Volume node affinity conflict kubernetes gcp

@ronarev, Hope you have checked the logs, I am awaiting for your reply.

Hi @vishal,

The logs you sent over aren’t the kubernetes system logs, however they still point to the fact that there isn’t sufficient memory:

available memory from cgroups (8.0 EiB) exceeds system memory 1.8 GiB, using system memory
I191014 10:13:45.959806 1 server/config.go:386 system total memory: 1.8 GiB

If this is not the case, then you’ll need to find out how much memory does the pod think it has. Could you provide your resource limits, they should look something like this:

resources:
  requests:
    cpu: 50m
    memory: 50Mi
  limits:
    cpu: 100m
    memory: 100Mi

@ronarev We doesn’t set resource limit manually to the cockroach db pod. But there is a command(--max-sql-memory 25%) in cockroach db statefulset yaml related to memory.
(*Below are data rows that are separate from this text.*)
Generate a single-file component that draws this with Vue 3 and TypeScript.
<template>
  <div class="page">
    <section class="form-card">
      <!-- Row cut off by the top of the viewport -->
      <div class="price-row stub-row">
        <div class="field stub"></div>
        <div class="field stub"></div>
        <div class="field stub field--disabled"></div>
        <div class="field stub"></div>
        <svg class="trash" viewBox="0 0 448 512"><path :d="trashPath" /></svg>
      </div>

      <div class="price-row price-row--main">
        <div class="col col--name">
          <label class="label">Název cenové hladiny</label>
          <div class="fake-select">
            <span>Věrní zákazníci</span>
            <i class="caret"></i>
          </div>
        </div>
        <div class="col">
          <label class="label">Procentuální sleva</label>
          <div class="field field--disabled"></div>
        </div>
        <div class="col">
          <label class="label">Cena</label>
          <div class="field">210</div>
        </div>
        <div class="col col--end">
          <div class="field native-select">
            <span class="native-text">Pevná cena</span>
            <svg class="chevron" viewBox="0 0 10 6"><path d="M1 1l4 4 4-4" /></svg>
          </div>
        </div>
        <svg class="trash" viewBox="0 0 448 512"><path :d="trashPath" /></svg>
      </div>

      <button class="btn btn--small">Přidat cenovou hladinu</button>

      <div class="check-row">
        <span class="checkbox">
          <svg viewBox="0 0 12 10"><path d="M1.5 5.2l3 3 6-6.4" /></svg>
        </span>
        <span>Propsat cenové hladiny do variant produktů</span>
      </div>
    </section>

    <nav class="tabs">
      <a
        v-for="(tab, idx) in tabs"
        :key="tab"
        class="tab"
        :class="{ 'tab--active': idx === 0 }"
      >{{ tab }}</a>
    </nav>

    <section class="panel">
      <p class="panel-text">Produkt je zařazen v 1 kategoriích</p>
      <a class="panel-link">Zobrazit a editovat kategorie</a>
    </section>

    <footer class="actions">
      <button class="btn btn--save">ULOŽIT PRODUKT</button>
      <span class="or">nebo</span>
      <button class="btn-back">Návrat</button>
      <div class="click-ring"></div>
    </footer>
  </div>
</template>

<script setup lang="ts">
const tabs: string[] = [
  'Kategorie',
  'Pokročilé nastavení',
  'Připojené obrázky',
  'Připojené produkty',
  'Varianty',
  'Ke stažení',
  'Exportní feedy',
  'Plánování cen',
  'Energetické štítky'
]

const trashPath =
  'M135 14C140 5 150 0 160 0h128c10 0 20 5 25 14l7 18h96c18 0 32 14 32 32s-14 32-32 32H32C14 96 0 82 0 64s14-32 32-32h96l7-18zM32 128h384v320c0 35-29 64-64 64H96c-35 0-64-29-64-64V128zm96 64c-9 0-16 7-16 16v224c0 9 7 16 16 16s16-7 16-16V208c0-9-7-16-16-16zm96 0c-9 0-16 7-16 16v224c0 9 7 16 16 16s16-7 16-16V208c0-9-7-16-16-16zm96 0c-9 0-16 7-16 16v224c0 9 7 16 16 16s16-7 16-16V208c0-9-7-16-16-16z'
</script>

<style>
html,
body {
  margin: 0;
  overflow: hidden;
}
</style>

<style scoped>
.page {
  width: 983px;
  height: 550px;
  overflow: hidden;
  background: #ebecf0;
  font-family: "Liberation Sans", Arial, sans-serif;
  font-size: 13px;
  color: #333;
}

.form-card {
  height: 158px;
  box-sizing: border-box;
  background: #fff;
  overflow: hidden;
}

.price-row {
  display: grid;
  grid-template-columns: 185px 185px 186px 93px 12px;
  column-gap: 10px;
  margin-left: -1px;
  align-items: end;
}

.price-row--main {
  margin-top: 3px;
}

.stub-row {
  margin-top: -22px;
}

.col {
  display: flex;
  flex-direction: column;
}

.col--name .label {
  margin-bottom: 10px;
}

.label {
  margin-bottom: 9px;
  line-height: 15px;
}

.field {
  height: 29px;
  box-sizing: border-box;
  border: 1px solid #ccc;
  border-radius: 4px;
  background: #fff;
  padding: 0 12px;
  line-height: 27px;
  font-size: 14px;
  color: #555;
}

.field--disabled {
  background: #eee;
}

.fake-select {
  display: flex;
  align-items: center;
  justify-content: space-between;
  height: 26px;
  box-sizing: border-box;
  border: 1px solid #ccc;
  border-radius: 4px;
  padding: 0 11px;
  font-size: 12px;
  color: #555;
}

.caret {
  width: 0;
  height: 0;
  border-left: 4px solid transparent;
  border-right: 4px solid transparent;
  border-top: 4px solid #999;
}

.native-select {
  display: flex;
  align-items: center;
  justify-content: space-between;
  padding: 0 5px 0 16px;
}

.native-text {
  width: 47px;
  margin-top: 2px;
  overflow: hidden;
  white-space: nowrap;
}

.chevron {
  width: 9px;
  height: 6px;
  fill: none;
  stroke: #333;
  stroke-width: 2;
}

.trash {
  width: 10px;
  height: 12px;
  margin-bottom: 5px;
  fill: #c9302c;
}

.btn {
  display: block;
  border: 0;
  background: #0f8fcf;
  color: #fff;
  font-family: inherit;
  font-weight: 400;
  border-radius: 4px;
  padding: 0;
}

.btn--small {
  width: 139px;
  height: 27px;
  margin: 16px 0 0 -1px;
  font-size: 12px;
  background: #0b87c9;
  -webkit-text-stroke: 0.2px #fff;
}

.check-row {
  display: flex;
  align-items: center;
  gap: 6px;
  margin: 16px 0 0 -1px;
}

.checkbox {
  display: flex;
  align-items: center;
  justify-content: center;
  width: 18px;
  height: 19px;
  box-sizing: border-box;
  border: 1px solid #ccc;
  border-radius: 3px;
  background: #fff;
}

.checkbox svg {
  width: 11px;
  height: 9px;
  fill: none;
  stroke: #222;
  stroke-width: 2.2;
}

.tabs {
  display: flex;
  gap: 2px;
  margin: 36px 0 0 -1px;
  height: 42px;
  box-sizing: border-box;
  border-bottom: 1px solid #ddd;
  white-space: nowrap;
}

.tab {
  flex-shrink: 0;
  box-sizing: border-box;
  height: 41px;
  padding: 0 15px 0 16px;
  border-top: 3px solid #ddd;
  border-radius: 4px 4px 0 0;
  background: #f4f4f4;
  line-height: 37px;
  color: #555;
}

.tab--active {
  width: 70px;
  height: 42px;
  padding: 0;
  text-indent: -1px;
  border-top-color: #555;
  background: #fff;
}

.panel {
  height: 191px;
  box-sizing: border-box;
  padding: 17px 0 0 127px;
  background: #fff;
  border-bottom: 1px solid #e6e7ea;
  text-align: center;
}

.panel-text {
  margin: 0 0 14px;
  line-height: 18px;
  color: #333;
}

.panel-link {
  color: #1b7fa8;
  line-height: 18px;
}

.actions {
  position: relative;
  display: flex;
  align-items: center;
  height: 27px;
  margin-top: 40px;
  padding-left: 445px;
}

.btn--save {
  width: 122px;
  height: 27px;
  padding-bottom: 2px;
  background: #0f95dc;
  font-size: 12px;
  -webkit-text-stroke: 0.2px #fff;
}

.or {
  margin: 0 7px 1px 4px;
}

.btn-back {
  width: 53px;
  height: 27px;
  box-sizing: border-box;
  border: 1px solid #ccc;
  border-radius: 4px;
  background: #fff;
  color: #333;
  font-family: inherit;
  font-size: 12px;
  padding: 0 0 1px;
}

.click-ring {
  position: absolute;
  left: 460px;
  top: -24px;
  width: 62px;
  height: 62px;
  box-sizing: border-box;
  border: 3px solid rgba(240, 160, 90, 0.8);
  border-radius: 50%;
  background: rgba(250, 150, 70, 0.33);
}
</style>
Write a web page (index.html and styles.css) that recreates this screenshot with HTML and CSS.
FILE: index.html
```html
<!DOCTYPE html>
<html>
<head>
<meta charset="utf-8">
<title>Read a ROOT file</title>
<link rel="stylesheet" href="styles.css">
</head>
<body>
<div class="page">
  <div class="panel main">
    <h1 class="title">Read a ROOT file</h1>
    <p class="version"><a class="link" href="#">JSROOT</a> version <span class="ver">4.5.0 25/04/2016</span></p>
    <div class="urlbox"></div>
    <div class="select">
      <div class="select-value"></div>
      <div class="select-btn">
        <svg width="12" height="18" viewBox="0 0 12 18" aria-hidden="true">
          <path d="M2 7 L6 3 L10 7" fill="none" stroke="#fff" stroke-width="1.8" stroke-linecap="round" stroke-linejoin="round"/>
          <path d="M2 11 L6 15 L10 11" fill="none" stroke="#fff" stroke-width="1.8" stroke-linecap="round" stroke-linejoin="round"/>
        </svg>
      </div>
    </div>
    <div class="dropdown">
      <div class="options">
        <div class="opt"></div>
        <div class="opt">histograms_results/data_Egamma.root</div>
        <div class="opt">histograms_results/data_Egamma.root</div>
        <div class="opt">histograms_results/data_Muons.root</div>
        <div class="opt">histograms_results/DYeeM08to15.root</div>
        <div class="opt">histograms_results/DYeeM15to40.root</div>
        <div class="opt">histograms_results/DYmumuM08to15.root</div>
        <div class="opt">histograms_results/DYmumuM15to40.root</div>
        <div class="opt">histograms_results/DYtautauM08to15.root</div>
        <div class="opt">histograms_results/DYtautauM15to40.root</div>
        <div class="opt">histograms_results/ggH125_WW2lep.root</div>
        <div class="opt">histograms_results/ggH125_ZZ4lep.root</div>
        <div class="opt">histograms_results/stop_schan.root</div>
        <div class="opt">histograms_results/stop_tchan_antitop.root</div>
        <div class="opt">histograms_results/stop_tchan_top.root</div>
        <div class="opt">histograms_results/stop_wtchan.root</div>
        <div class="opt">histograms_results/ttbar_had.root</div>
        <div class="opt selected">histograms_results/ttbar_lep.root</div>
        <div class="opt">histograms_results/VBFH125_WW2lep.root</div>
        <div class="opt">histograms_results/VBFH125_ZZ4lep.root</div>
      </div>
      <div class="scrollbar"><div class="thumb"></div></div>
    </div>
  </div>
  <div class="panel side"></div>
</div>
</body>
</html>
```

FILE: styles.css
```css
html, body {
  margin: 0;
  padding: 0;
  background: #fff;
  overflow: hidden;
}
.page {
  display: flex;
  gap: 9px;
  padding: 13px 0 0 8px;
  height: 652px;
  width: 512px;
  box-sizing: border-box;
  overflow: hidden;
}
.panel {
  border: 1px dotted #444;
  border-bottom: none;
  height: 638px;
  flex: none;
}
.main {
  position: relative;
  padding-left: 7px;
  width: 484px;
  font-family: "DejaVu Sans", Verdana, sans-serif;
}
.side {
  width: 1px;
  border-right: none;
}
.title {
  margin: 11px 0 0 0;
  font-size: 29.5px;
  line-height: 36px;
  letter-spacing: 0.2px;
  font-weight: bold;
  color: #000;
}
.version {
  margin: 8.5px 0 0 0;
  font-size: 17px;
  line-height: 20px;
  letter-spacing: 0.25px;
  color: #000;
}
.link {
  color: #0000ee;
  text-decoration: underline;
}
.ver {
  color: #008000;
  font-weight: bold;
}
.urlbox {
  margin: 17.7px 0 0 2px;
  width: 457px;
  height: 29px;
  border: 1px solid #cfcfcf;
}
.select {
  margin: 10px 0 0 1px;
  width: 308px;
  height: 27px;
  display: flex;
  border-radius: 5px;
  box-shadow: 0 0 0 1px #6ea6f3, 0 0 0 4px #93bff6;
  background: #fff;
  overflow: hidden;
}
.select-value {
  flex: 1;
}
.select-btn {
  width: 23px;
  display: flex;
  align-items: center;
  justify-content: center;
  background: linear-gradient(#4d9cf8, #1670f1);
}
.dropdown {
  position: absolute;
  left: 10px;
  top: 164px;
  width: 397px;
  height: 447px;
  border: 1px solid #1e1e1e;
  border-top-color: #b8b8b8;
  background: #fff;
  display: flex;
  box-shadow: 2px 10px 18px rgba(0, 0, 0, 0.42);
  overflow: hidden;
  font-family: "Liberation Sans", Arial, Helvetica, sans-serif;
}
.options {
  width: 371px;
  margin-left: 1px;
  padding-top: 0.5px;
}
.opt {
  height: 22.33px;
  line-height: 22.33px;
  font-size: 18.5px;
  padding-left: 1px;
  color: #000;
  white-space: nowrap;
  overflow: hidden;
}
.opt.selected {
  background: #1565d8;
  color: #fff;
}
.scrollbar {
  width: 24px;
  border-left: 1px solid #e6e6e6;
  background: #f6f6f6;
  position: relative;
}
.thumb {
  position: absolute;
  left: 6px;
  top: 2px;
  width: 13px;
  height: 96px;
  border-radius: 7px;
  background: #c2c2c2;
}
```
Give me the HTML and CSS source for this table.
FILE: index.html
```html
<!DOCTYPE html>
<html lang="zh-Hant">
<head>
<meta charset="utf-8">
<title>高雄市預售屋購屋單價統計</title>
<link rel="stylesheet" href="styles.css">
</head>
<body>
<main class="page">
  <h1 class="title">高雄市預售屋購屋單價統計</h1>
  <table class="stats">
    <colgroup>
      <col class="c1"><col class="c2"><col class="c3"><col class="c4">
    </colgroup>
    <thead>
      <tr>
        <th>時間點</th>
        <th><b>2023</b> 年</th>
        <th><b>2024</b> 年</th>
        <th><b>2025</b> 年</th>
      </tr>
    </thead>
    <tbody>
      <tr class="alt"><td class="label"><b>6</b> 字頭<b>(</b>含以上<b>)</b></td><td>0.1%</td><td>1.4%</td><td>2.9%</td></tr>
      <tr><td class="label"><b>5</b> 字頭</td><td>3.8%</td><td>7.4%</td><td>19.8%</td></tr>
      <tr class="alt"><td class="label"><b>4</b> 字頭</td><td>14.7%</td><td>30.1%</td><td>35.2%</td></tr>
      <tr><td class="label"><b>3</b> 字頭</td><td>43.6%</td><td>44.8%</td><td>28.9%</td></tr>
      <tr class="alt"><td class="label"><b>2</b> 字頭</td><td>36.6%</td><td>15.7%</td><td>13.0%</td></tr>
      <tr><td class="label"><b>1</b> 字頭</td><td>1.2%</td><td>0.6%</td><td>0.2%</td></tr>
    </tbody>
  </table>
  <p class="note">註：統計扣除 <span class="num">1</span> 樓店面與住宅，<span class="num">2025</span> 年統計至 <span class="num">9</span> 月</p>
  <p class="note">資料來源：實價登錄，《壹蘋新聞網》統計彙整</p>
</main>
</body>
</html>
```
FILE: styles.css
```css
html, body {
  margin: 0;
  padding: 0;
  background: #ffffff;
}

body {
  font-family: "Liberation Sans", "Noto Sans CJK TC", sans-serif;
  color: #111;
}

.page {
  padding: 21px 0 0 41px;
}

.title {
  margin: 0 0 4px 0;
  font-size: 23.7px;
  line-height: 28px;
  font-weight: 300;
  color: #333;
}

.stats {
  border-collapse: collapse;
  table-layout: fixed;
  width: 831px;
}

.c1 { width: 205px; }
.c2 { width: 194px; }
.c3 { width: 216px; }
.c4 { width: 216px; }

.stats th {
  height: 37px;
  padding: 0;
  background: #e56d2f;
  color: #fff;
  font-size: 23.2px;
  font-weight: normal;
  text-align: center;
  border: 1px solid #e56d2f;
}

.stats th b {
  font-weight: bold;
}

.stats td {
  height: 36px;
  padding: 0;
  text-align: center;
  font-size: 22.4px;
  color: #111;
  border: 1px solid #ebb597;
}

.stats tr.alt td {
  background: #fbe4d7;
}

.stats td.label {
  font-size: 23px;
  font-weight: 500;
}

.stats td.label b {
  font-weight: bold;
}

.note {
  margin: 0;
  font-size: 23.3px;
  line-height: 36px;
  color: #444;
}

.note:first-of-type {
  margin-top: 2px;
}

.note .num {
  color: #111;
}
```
- "exec /cockroach/cockroach start --logtostderr --certs-dir /cockroach/cockroach-certs --advertise-host $(hostname -f) --http-addr 0.0.0.0 --join cockroachdb-0.cockroachdb,cockroachdb-1.cockroachdb,cockroachdb-2.cockroachdb --cache 25% --max-sql-memory 25%"

We are using default value from cockroach statefulset yaml. Here is the YAML file.

https://raw.githubusercontent.com/cockroachdb/cockroach/master/cloud/kubernetes/cockroachdb-statefulset-secure.yaml

Hi @vishal,

Your pods are underprovisioned, you have 1.8 GiB of system memory and you’re allocating 25% of that to sql max memory. A node’s SQL memory size will increase the number of simultaneous client connections it allows (the 128MiB default allows a maximum of 6200 simultaneous connections) as well as the node’s capacity for in-memory processing of rows when using ORDER BY , GROUP BY , DISTINCT , joins, and window functions.

You are giving sql max memory a value of about 0.45 GiB which is roughly 460MiB which is about 3.5 times more than the default.

Our suggested total system memory is at least 2GB of ram and ideally, you want to aim for a ratio of 2 GB per vCPU.

This is most certainly why the cluster is crashing.